As shown above, in this article studies of colonialism sources of Christian missionaries are somewhat more prominent (e.g., Beidelman 1982, Peels, Kaene, Comaroff & Comaroff 1991; 1997). These works have shown how useful mission archives can be in further understanding colonialism as a historical and social phenomenon. There are several reasons for this - firstly there are limited source materials colonial administration often with minimal documentation of their work, while missionaries were generally very active in writing home to the congregations and others who financially supported the mission work. It can also be used to highlight the complexity of the colonial rule and the various competing actors (Larsson 2016).

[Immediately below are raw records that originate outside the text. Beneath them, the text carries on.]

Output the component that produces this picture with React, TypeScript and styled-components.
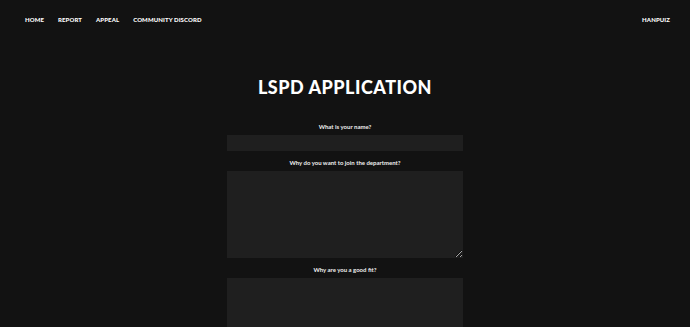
import React from "react";
import styled, { createGlobalStyle } from "styled-components";

const Global = createGlobalStyle`
  html, body { margin: 0; padding: 0; background: #121212; }
  body { font-family: Lato, "Open Sans", sans-serif; color: #fff; }
  * { box-sizing: border-box; }
`;

const Page = styled.div`
  min-height: 327px;
  background: #121212;
`;

const Nav = styled.nav`
  display: flex;
  justify-content: space-between;
  align-items: center;
  padding: 7px 20px 0 25px;
  height: 31px;
`;

const NavLinks = styled.div`
  display: flex;
  gap: 14px;
`;

const NavLink = styled.a`
  font-size: 6px;
  font-weight: 900;
  letter-spacing: 0.1px;
  color: #fff;
  text-decoration: none;
  text-transform: uppercase;
`;

const Main = styled.main`
  display: flex;
  flex-direction: column;
  align-items: center;
`;

const Title = styled.h1`
  margin: 45px 0 25px;
  font-size: 18px;
  line-height: 22px;
  font-weight: 900;
  letter-spacing: 0.5px;
`;

const Form = styled.form`
  width: 236px;
  display: flex;
  flex-direction: column;
  align-items: stretch;
`;

const Label = styled.label`
  display: block;
  text-align: center;
  font-size: 6px;
  line-height: 8px;
  font-weight: 700;
  color: #eee;
  margin-bottom: 4px;
`;

const Field = styled.div`
  margin-bottom: 8px;
`;

const Input = styled.input`
  display: block;
  width: 100%;
  height: 16px;
  border: none;
  background: #1f1f1f;
  outline: none;
  color: #fff;
`;

const Area = styled.textarea`
  display: block;
  width: 100%;
  height: 87px;
  border: none;
  background: #1f1f1f;
  outline: none;
  color: #fff;
  margin: 0;
`;

export default function App() {
  return (
    <Page>
      <Global />
      <Nav>
        <NavLinks>
          <NavLink>Home</NavLink>
          <NavLink>Report</NavLink>
          <NavLink>Appeal</NavLink>
          <NavLink>Community Discord</NavLink>
        </NavLinks>
        <NavLink>Hanpuiz</NavLink>
      </Nav>
      <Main>
        <Title>LSPD APPLICATION</Title>
        <Form>
          <Field>
            <Label>What is your name?</Label>
            <Input />
          </Field>
          <Field>
            <Label>Why do you want to join the department?</Label>
            <Area />
          </Field>
          <Field>
            <Label>Why are you a good fit?</Label>
            <Area />
          </Field>
        </Form>
      </Main>
    </Page>
  );
}
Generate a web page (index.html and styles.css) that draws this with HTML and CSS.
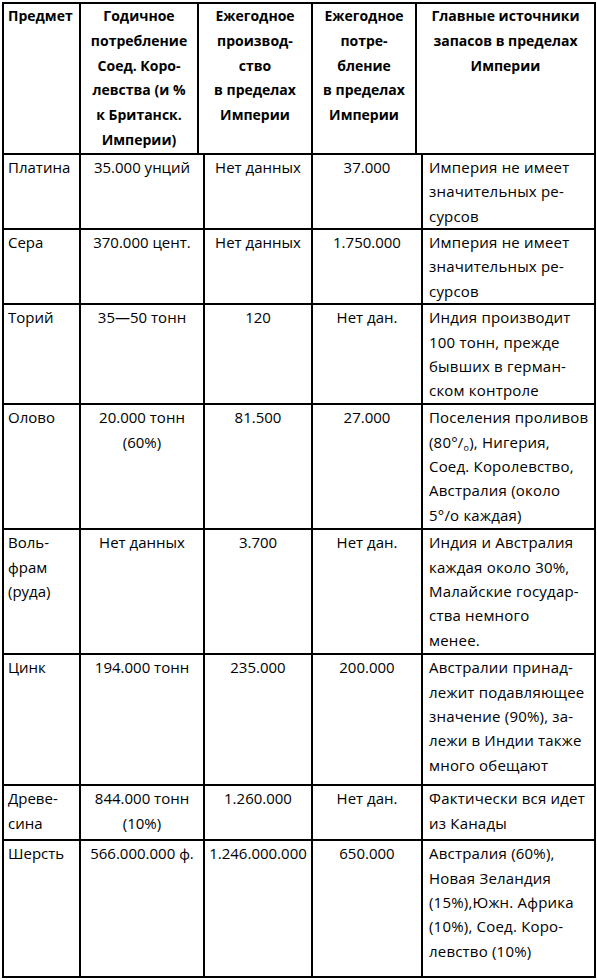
FILE: index.html
```html
<!DOCTYPE html>
<html lang="ru">
<head>
<meta charset="utf-8">
<link rel="stylesheet" href="styles.css">
</head>
<body>
<div class="sheet">
<table class="grid head">
  <colgroup>
    <col class="h1"><col class="h2"><col class="h3"><col class="h4"><col class="h5">
  </colgroup>
  <tr class="r-head">
    <th class="left">Предмет</th>
    <th>Годичное<br>потребление<br>Соед. Коро-<br>левства (и %<br>к Британск.<br>Империи)</th>
    <th>Ежегодное<br>производ-<br>ство<br>в пределах<br>Империи</th>
    <th>Ежегодное<br>потре-<br>бление<br>в пределах<br>Империи</th>
    <th>Главные источники<br>запасов в пределах<br>Империи</th>
  </tr>
</table>
<table class="grid body">
  <colgroup>
    <col class="b1"><col class="b2"><col class="b3"><col class="b4"><col class="b5">
  </colgroup>
  <tr class="r3">
    <td>Платина</td>
    <td class="c">35.000 унций</td>
    <td class="c">Нет данных</td>
    <td class="c">37.000</td>
    <td class="src">Империя не имеет<br>значительных ре-<br>сурсов</td>
  </tr>
  <tr class="r3">
    <td>Сера</td>
    <td class="c">370.000 цент.</td>
    <td class="c">Нет данных</td>
    <td class="c">1.750.000</td>
    <td class="src">Империя не имеет<br>значительных ре-<br>сурсов</td>
  </tr>
  <tr class="r4">
    <td>Торий</td>
    <td class="c">35—50 тонн</td>
    <td class="c">120</td>
    <td class="c">Нет дан.</td>
    <td class="src">Индия производит<br>100 тонн, прежде<br>бывших в герман-<br>ском контроле</td>
  </tr>
  <tr class="r5">
    <td>Олово</td>
    <td class="c">20.000 тонн<br>(60%)</td>
    <td class="c">81.500</td>
    <td class="c">27.000</td>
    <td class="src">Поселения проливов<br>(80°/<sub>o</sub>), Нигерия,<br>Соед. Королевство,<br>Австралия (около<br>5°/о каждая)</td>
  </tr>
  <tr class="r5">
    <td>Воль-<br>фрам<br>(руда)</td>
    <td class="c">Нет данных</td>
    <td class="c">3.700</td>
    <td class="c">Нет дан.</td>
    <td class="src">Индия и Австралия<br>каждая около 30%,<br>Малайские государ-<br>ства немного<br>менее.</td>
  </tr>
  <tr class="r5x">
    <td>Цинк</td>
    <td class="c">194.000 тонн</td>
    <td class="c">235.000</td>
    <td class="c">200.000</td>
    <td class="src">Австралии принад-<br>лежит подавляющее<br>значение (90%), за-<br>лежи в Индии также<br>много обещают</td>
  </tr>
  <tr class="r2">
    <td>Древе-<br>сина</td>
    <td class="c">844.000 тонн<br>(10%)</td>
    <td class="c">1.260.000</td>
    <td class="c">Нет дан.</td>
    <td class="src">Фактически вся идет<br>из Канады</td>
  </tr>
  <tr class="r5y">
    <td>Шерсть</td>
    <td class="c">566.000.000 ф.</td>
    <td class="c">1.246.000.000</td>
    <td class="c">650.000</td>
    <td class="src">Австралия (60%),<br>Новая Зеландия<br>(15%),Южн. Африка<br>(10%), Соед. Коро-<br>левство (10%)</td>
  </tr>
</table>
</div>
</body>
</html>
```
FILE: styles.css
```css
html, body {
  margin: 0;
  padding: 0;
  background: #ffffff;
}
.sheet {
  padding: 2px 0 0 2px;
  width: 594px;
}
.grid {
  border-collapse: collapse;
  table-layout: fixed;
  width: 592px;
  font-family: "Open Sans", "Noto Sans", sans-serif;
  line-height: 24.4px;
  color: #000000;
}
.grid th, .grid td {
  border: 2px solid #000000;
  vertical-align: top;
  padding: 0 4px;
  white-space: nowrap;
  overflow: hidden;
}
.head th {
  font-size: 14px;
  font-weight: 700;
  text-align: center;
  line-height: 24.8px;
}
.head th.left {
  text-align: left;
}
.body {
  margin-top: -2px;
  font-size: 15px;
}
.h1 { width: 77px; }
.h2 { width: 118px; }
.h3 { width: 114px; }
.h4 { width: 104px; }
.h5 { width: 179px; }
.b1 { width: 77px; }
.b2 { width: 124px; }
.b3 { width: 108px; }
.b4 { width: 110px; }
.b5 { width: 173px; }
.grid td.c { text-align: center; }
.grid td.src {
  padding-left: 6px;
  letter-spacing: 0.2px;
}
.r-head { height: 150px; }
.r3 { height: 75px; }
.r4 { height: 100px; }
.r5 { height: 125px; }
.r5x { height: 131px; }
.r2 { height: 55px; }
.r5y { height: 137px; }
sub {
  font-size: 9px;
  line-height: 0;
  vertical-align: -3px;
}
```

Another approach to studying the connection between contemporary post-colonial states and mission past is to study those churches originating with European missionaries - the role they play in contemporary society and how they have changed since missionaries. While contemporary mission might also be worth studying it is a much more diversified phenomenon generally with much more humble ambitions than the mission in colonial states before the decolonization of the mid-19th century. It is thus not as evident how this can be used to conceptualize current global relations.


Mission archives are thus an excellent place to study the history of colonialism - they can provide increased knowledge of the unfolding of colonization and events within the colonial administration and provide knowledge about the actual consequences on the ground. The archives contain both accounts from both missionaries and proselytes and sometimes also from chiefs and other people giving their views on colonialism to the missionaries. Biased and need a sensitivity to the intentions of the specific texts and the genre of the text studied (diaries, letters to the congregations, and published books all have their specific style that influences how they are written and what they include). This however is the case with all archival studies.